> Records provided:
=-=-=-=-=

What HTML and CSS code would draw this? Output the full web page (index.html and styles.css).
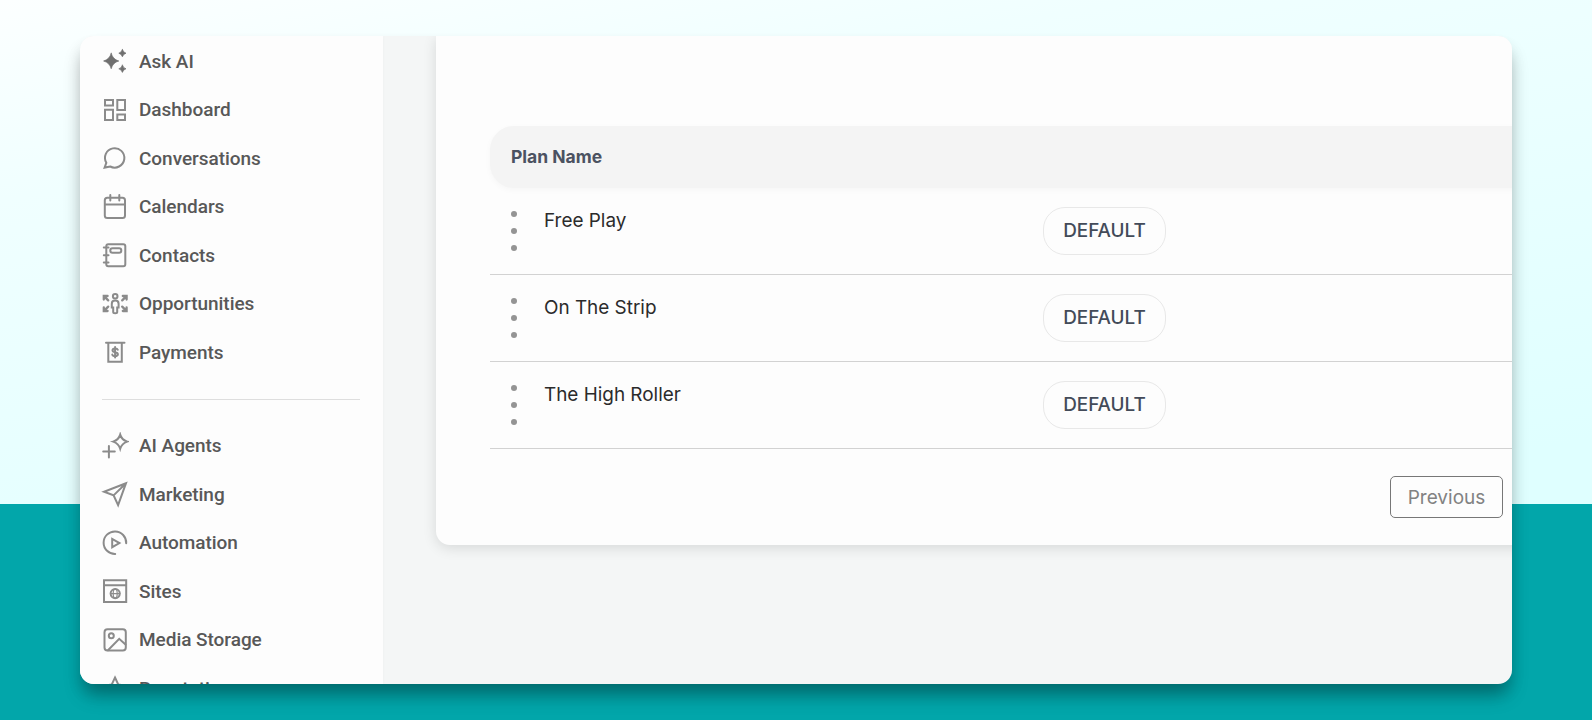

=-=-=-=-=

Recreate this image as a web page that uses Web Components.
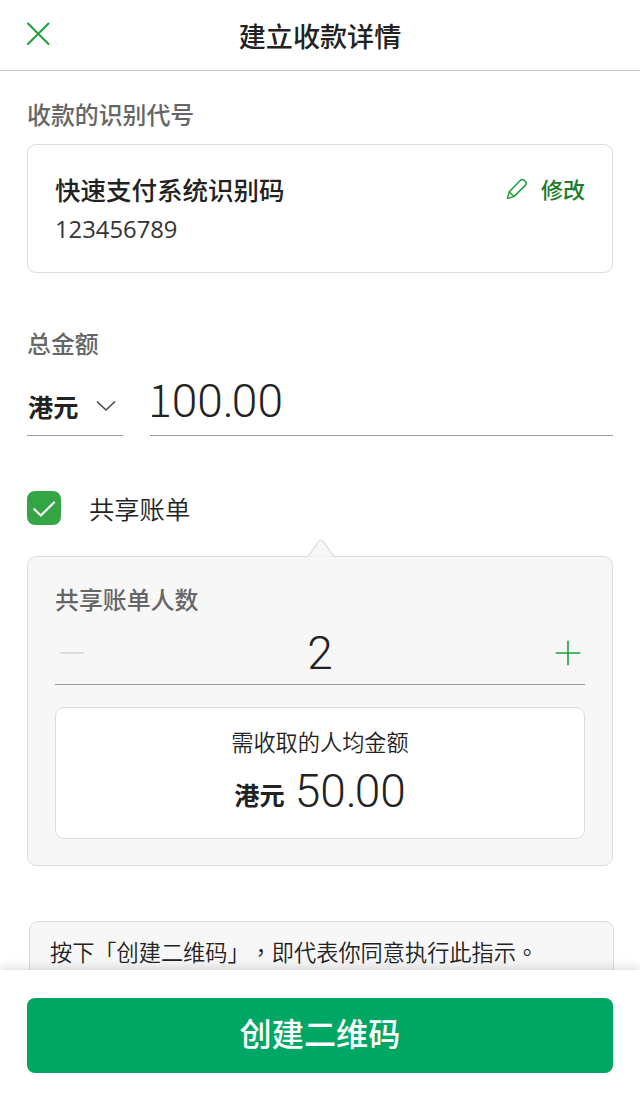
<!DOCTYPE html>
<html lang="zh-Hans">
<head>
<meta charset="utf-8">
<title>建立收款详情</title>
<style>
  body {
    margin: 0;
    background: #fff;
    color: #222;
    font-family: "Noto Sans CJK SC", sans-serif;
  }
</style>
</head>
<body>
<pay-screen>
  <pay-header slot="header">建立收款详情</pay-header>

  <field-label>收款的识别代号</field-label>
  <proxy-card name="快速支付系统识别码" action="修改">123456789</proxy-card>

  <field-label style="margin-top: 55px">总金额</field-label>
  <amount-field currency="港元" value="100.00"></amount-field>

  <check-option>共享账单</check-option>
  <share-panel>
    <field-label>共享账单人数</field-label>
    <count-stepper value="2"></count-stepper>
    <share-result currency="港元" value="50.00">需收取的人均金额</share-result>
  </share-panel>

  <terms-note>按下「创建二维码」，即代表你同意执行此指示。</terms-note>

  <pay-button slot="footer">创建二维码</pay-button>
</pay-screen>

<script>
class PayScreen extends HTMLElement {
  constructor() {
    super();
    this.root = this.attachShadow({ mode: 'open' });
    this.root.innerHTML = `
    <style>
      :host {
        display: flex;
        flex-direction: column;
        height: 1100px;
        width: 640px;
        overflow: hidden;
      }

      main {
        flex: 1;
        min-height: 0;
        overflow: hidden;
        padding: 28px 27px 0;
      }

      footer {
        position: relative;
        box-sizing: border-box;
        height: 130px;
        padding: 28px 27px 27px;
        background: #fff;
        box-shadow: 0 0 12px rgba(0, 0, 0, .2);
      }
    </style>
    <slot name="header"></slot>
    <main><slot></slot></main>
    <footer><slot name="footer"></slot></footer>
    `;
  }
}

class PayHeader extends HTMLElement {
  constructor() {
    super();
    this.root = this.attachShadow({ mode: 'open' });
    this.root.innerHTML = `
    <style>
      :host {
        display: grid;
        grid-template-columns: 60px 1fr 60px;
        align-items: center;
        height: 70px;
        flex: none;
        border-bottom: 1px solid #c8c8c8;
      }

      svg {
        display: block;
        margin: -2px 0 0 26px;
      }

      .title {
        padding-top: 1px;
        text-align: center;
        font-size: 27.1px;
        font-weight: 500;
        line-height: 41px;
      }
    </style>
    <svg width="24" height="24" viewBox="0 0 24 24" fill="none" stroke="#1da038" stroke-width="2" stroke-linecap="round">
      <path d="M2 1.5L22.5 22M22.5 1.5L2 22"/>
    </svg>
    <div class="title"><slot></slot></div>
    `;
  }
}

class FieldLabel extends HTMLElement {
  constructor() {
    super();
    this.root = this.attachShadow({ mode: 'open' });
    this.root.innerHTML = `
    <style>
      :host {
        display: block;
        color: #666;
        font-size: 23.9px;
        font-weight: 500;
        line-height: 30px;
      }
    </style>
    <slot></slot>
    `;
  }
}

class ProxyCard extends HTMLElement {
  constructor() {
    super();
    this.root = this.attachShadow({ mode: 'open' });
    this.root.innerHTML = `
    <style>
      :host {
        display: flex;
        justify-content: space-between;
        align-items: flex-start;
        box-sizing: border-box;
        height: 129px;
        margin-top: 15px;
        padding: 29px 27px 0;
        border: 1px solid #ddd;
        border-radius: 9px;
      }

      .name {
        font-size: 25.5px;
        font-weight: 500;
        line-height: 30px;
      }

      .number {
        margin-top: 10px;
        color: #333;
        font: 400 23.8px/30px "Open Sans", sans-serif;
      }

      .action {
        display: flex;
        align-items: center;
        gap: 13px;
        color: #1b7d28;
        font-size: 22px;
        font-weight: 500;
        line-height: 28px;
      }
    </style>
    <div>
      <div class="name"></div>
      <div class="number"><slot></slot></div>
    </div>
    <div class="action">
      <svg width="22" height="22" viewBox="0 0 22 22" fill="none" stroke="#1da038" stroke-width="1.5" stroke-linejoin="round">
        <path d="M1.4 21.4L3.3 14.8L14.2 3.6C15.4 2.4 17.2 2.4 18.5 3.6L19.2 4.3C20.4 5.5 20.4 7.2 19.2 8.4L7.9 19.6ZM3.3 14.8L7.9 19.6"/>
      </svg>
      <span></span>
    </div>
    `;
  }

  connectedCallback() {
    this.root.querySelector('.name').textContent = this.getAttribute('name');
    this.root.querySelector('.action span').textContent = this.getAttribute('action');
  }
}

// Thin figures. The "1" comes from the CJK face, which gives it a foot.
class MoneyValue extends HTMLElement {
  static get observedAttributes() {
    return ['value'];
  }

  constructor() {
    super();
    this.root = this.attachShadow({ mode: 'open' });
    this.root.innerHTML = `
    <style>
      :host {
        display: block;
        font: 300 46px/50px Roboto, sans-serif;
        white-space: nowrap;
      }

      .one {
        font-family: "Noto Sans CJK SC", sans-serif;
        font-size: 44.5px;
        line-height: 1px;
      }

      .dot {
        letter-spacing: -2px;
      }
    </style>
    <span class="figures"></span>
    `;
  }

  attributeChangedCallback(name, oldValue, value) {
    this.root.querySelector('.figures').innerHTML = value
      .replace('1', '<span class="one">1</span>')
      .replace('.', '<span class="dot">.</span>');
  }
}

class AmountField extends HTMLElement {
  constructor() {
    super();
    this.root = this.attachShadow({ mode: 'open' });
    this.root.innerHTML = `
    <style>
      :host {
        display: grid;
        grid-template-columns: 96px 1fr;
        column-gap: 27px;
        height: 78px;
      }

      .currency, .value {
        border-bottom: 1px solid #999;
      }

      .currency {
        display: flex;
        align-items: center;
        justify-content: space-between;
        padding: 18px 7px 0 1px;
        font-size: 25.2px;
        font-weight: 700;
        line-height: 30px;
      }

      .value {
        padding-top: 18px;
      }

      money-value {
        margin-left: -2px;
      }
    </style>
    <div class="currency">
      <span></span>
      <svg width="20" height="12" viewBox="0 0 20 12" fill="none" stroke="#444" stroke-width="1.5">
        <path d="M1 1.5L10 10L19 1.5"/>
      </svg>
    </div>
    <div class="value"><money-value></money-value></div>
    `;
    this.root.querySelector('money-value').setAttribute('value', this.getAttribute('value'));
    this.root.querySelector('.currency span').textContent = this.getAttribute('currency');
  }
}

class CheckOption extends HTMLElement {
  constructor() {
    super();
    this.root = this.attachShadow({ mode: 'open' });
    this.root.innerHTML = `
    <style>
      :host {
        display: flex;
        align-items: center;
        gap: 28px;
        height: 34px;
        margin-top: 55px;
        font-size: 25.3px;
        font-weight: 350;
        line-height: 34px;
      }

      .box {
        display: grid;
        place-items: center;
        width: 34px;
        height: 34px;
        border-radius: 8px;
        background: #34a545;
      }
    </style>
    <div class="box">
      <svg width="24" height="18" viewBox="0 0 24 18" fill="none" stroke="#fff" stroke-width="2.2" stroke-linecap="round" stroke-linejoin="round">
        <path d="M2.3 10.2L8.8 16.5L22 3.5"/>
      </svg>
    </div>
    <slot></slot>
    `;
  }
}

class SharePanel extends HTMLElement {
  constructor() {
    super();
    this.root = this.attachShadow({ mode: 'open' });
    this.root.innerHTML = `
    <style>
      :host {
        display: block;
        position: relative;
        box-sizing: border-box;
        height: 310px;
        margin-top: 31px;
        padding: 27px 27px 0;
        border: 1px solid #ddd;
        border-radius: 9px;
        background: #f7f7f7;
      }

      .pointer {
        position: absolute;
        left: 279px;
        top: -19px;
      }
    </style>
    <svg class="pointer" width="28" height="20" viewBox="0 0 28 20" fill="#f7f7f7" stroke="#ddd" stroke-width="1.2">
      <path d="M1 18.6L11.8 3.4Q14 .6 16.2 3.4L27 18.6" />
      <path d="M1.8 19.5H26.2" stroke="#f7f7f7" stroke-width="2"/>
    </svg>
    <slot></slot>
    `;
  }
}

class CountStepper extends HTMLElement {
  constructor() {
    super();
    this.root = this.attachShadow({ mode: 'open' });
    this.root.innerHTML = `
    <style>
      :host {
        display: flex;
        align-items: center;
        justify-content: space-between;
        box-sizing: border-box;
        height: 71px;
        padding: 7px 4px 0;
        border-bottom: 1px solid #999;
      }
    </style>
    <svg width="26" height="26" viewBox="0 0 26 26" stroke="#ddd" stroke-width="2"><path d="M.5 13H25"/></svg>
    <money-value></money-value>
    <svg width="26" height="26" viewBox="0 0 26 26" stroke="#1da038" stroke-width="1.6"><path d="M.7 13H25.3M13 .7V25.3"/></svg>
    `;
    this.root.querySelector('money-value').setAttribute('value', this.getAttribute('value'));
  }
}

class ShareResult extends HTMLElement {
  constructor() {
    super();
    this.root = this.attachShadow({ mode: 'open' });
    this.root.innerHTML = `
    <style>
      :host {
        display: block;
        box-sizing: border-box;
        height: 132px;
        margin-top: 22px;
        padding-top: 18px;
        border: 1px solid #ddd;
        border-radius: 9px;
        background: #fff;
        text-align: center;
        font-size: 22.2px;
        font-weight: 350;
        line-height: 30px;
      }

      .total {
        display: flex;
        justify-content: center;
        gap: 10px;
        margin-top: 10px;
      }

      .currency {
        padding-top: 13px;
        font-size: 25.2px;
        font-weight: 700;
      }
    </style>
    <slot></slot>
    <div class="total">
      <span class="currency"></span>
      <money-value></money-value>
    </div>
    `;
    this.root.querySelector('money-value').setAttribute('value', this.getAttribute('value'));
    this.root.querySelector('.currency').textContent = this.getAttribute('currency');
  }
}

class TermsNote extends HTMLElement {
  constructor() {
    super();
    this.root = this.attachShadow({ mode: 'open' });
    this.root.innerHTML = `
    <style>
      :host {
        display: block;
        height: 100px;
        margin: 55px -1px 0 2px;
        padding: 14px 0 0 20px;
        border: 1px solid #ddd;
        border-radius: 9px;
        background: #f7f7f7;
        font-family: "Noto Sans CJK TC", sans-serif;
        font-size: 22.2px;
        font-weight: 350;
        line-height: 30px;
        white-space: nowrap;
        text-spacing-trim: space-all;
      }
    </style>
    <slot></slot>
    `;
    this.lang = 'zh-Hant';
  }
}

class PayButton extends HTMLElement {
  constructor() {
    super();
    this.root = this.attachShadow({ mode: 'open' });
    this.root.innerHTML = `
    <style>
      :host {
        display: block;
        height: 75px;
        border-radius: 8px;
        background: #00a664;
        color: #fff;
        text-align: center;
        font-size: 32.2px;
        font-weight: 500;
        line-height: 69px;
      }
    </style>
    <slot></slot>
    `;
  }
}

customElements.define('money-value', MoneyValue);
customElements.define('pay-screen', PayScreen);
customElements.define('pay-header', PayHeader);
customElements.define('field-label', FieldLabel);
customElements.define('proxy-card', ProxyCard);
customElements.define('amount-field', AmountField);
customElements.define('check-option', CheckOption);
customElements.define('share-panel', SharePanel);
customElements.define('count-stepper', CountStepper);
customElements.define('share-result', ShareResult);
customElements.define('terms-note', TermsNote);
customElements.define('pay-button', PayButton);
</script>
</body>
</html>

=-=-=-=-=

> Exercise directions: List every line above that holds the word "page".

> Task result:
What HTML and CSS code would draw this? Output the full web page (index.html and styles.css).
Recreate this image as a web page that uses Web Components.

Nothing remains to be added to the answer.